How is WebKit worse than IE? And why should there be UTF-16 sniffing?

> But is the little endian defaulting really important?
> Over all, proper UTF-16 treatment (read: sniffing) on IE/WEbkit's part,
> would probably improve the situation more.

You mean there are sites that only work in Gecko/Presto?

> I know ... And it precisely therefore that it would have been an
> advantage to, for the Web, focus on *requiring* the BOM for UTF-16.

It seems simpler to focus on promoting only UTF-8.

>> Yeah, I'm going to file a new bug so we can reconsider although the  
>> octet sequence the various BOMs represent can have legitimate meanings  
>> in
>> certain encodings,
> You mean: In addition to the BOM meaning, I suppose.

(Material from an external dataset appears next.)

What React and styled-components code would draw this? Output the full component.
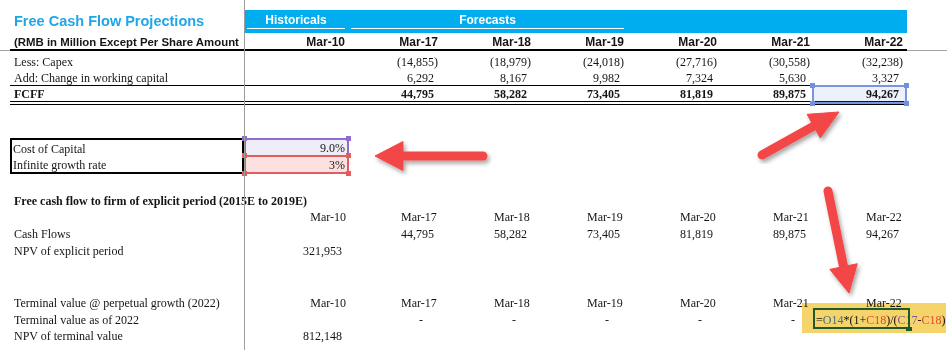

No. In e.g. windows-1258 there is no BOM and FF FE simply means U+00FF  

>> it seems in practice people use them for Unicode.
>> (Helped by the fact that Trident/WebKit behave this way of course.)
> Don't forget the fact that Presto/Gecko do not move the BOM into the
> <body> when you use UTF-16LE/BE, like they - per the spec of those
> encodings - should do. See:
> <http://bugzilla.validator.nu/show_bug.cgi?id=890>

Well yes, that's why I'm planning to define utf-16 more in line with  
implementations (and render the current text obsolete I suppose).